You felt sad in a similar yet different way when he left as when Anders did. You had formed what you felt was a deep friendship over three days that was basically going to disappear from your life until he perhaps visits Berlin again in a year or two. You felt a loss for the friendship you would have had, but couldn’t.

Unlike how you feel about Berlin now, your start at BCB was kind of rough and completely unglamorous. You didn’t really make friends with your peers during L&T even though they were all very nice and pleasant people – people you had a fantastic time with partying after thesis submission almost four years later. It was just hard to move to a place that was completely new after living your whole life in Skopje. So it was no surprise that you obsessively skyped your Macedonian friends during that time – something you now only do once a month or even less. The closest friend you made that year was Farah, and she is leaving Berlin in less than two months – something that makes you immensely sad, but also immensely grateful for having known her for the entirety of your education here.

It was a pretty lonely first year and not the most joyful second year most probably because of your slow adaptation process to being college and living in Berlin. But around your third year you started to feel like you had a home here.

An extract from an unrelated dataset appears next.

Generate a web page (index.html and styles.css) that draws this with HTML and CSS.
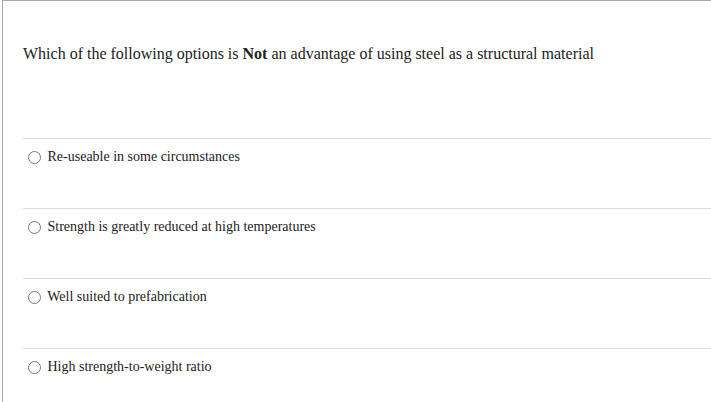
FILE: index.html
```html
<!DOCTYPE html>
<html>
<head>
<meta charset="utf-8">
<link rel="stylesheet" href="styles.css">
</head>
<body>
<div class="panel">
  <p class="question">Which of the following options is <strong>Not</strong> an advantage of using steel as a structural material</p>
  <ul class="options">
    <li class="option"><label><input type="radio" name="q"> Re-useable in some circumstances</label></li>
    <li class="option"><label><input type="radio" name="q"> Strength is greatly reduced at high temperatures</label></li>
    <li class="option"><label><input type="radio" name="q"> Well suited to prefabrication</label></li>
    <li class="option"><label><input type="radio" name="q"> High strength-to-weight ratio</label></li>
  </ul>
</div>
</body>
</html>
```
FILE: styles.css
```css
html, body {
  margin: 0;
  padding: 0;
  background: #fff;
}
body {
  font-family: "Liberation Serif", "Times New Roman", serif;
  color: #222;
  overflow: hidden;
}
.panel {
  margin-left: 2px;
  border-top: 1px solid #a9a9a9;
  border-left: 1px solid #a9a9a9;
  padding-left: 20px;
  height: 420px;
}
.question {
  margin: 0;
  padding: 44px 0 75px 0;
  font-size: 16px;
  line-height: 18px;
}
.question strong {
  font-weight: bold;
}
.options {
  list-style: none;
  margin: 0;
  padding: 0;
}
.option {
  border-top: 1px solid #dcdcdc;
  padding-top: 10px;
  box-sizing: border-box;
  height: 70px;
  font-size: 14px;
  line-height: 16px;
}
.option label {
  display: flex;
  align-items: center;
  white-space: pre;
}
.option input {
  margin: 0 3px 0 5px;
  width: 13px;
  height: 13px;
}
```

You made solid friendships and relationships that help make this city the best place on Earth on sunny days. They are friends you can call when you are sad or need to go to the hospital or have some kind of personal emergency. They are friends that would call you in those same situations, too. For example, your friend Nathan was sick two weeks ago and you and a few friends took turns at taking care of him.

“It’s really good that you guys went to take care of Nathan. You don’t have family there so you have to be each other’s family now,” your mom said to you over a video call.

You kept thinking about this concept of a Berlin family ever since your mom said it. You felt that she was right. More than just being incredibly fun and laughing at your jokes, these friends were there for you when you needed them, and you have tried to do the same for them. The dynamics you have with them aren’t perfect. And it is perhaps the fact that we go through moments that are imperfect or even irritating that make this feel like a real family – flaws and all. So, yes, there are bad moments, but the good ones definitely outweigh them. You experienced many of these good moments this week and it made you feel like Berlin is the place where you want to stay, at least while this “second family” is still here.

You have thought about applying to PhD programs or looking for jobs outside of Berlin, but you are not ready for that kind of step. It took you four years to make this new city feel like a home and you are not about to give all of that up just yet. So in the coming months, you intend to do everything necessary to make sure you keep living in a city that makes you so happy once spring comes around.